Read Assassination!: The Brick Chronicle of Attempts on the Lives of Twelve US Presidents Online
Authors: Brendan Powell Smith
Moore was sentenced to life in prison. In 1979, she and a fellow inmate climbed a barbed wire fence and briefly escaped. After running through the snowy Appalachian foothills and hitchhiking twenty miles, they were caught a few hours later.
Released from prison in 2008 at age seventy-seven, Moore appeared as a guest on NBC’s The Today Show, saying, “We were saying the country needed to change. The only way it was going to change was a violent revolution. I genuinely thought that this might trigger that new revolution in this country.”
The youngest of three children born to a Midwest oil executive, John Hinckley, Jr. was active in sports throughout middle school but became increasingly reclusive in his high school years, spending most of his time alone in his room, listening to Beatles albums and playing guitar.
Dropping out of Texas Tech University after one year, Hinckley moved to Los Angeles in 1976, hoping to find success as a singer-songwriter, but quickly became disillusioned. Over the next several months he went to see the film Taxi Driver many times and became obsessed with actress Jodie Foster. In the movie, she was an underage prostitute rescued by a social outcast who attempted to assassinate a presidential candidate.
Hinckley returned to Texas Tech, and over the next couple of years took classes on and off. During this time he bought his first handgun from a pawnshop and practiced target shooting. He also collected and read books about Nazis, assassins, mass murderers, and serial killers.
In 1980, Hinckley convinced his parents to give him $3,600 to attend a writer’s workshop at Yale University where Jodie Foster had just enrolled. Once there, Hinckley left the celebrity freshman love notes under her door, followed her from a distance around campus, and twice managed to speak to her on the phone but was politely told to leave her alone.
Hinckley then decided he would have to do something dramatic to get Foster to take his love for her seriously. For two weeks in October, Hinckley stalked President Jimmy Carter across the United States, flying from city to city. At the Nashville Airport, police arrested Hinckley and confiscated three handguns he was carrying in his suitcase, just hours before the president landed.
After paying a fine, Hinckley was released. He then flew to Dallas and purchased two new handguns while visiting his sister. Then he flew to Washington, DC, still looking for an opportunity to assassinate Carter. As the election approached, however, polls showed that Carter would soon be defeated, and Hinckley lost interest.
As he usually did when he ran out of money, Hinckley returned to his parents’ house in Colorado. At their insistence, he began to see a psychiatrist. In his many therapy sessions over the coming months, Hinckley never mentioned his obsession with Jodie Foster or the violent crimes he was considering carrying out.
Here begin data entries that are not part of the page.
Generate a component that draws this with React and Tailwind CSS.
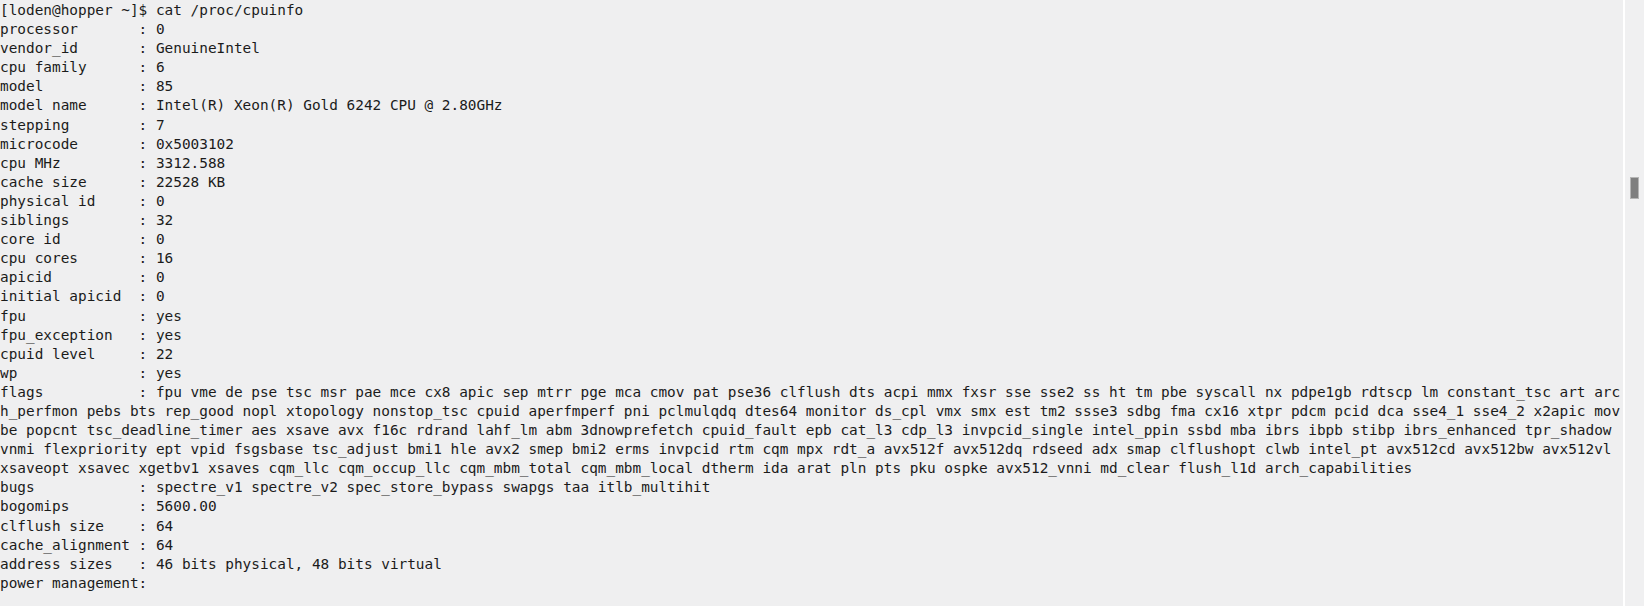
const pad = (s) => s.padEnd(16, " ");

const rows = [
  ["processor", "0"],
  ["vendor_id", "GenuineIntel"],
  ["cpu family", "6"],
  ["model", "85"],
  ["model name", "Intel(R) Xeon(R) Gold 6242 CPU @ 2.80GHz"],
  ["stepping", "7"],
  ["microcode", "0x5003102"],
  ["cpu MHz", "3312.588"],
  ["cache size", "22528 KB"],
  ["physical id", "0"],
  ["siblings", "32"],
  ["core id", "0"],
  ["cpu cores", "16"],
  ["apicid", "0"],
  ["initial apicid", "0"],
  ["fpu", "yes"],
  ["fpu_exception", "yes"],
  ["cpuid level", "22"],
  ["wp", "yes"],
];

const flagLines = [
  pad("flags") + ": fpu vme de pse tsc msr pae mce cx8 apic sep mtrr pge mca cmov pat pse36 clflush dts acpi mmx fxsr sse sse2 ss ht tm pbe syscall nx pdpe1gb rdtscp lm constant_tsc art arc",
  "h_perfmon pebs bts rep_good nopl xtopology nonstop_tsc cpuid aperfmperf pni pclmulqdq dtes64 monitor ds_cpl vmx smx est tm2 ssse3 sdbg fma cx16 xtpr pdcm pcid dca sse4_1 sse4_2 x2apic mov",
  "be popcnt tsc_deadline_timer aes xsave avx f16c rdrand lahf_lm abm 3dnowprefetch cpuid_fault epb cat_l3 cdp_l3 invpcid_single intel_ppin ssbd mba ibrs ibpb stibp ibrs_enhanced tpr_shadow",
  "vnmi flexpriority ept vpid fsgsbase tsc_adjust bmi1 hle avx2 smep bmi2 erms invpcid rtm cqm mpx rdt_a avx512f avx512dq rdseed adx smap clflushopt clwb intel_pt avx512cd avx512bw avx512vl",
  "xsaveopt xsavec xgetbv1 xsaves cqm_llc cqm_occup_llc cqm_mbm_total cqm_mbm_local dtherm ida arat pln pts pku ospke avx512_vnni md_clear flush_l1d arch_capabilities",
];

const tail = [
  ["bugs", "spectre_v1 spectre_v2 spec_store_bypass swapgs taa itlb_multihit"],
  ["bogomips", "5600.00"],
  ["clflush size", "64"],
  ["cache_alignment", "64"],
  ["address sizes", "46 bits physical, 48 bits virtual"],
];

export default function App() {
  const lines = [
    "[loden@hopper ~]$ cat /proc/cpuinfo",
    ...rows.map(([k, v]) => pad(k) + ": " + v),
    ...flagLines,
    ...tail.map(([k, v]) => pad(k) + ": " + v),
    "power management:",
  ];
  return (
    <div className="flex h-[606px] w-[1644px] overflow-hidden bg-[#efeff0]">
      <div
        className="flex-1 pt-[1px] text-[14.4px] leading-[19.1px] text-[#1b1b1b]"
        style={{ fontFamily: '"DejaVu Sans Mono", "Liberation Mono", monospace' }}
      >
        {lines.map((l, i) => (
          <div key={i} className="whitespace-pre">
            {l}
          </div>
        ))}
      </div>
      <div className="w-[2px] bg-white" />
      <div className="w-[19px] bg-[#f0f0f1] pt-[177px] pl-[5px]">
        <div className="h-[22px] w-[9px] border border-[#b5b5b5] bg-[#7f7f7f]" />
      </div>
    </div>
  );
}
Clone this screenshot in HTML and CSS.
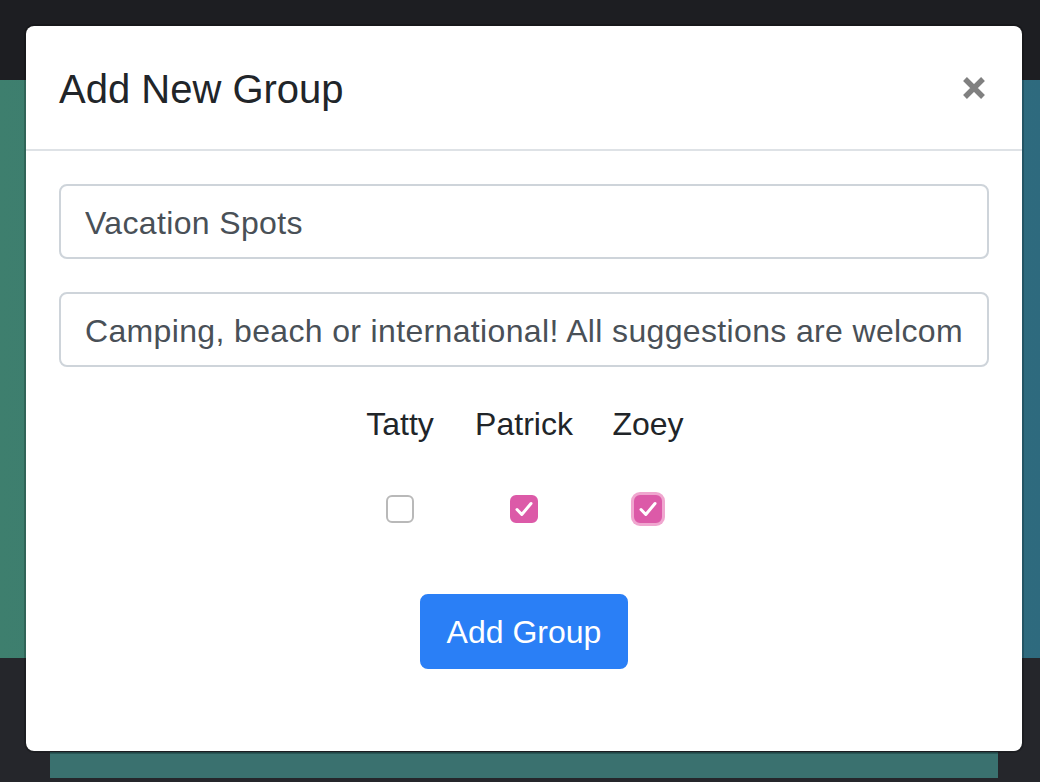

In December of 1980, Hinckley began stalking President-elect Reagan, but was interrupted on the 8th, when his hero John Lennon was assassinated in New York City. Immediately getting on a plane, Hinckley joined the great mass of mourners gathered in Central Park.
While in New York, Hinckley sought out the services of underage prostitutes. He soon became fascinated by Lennon’s assassin, the similarly chubby social outcast Mark David Chapman. Returning to Colorado in January, he went to a sporting goods store and purchased the same model handgun that was used to kill Lennon.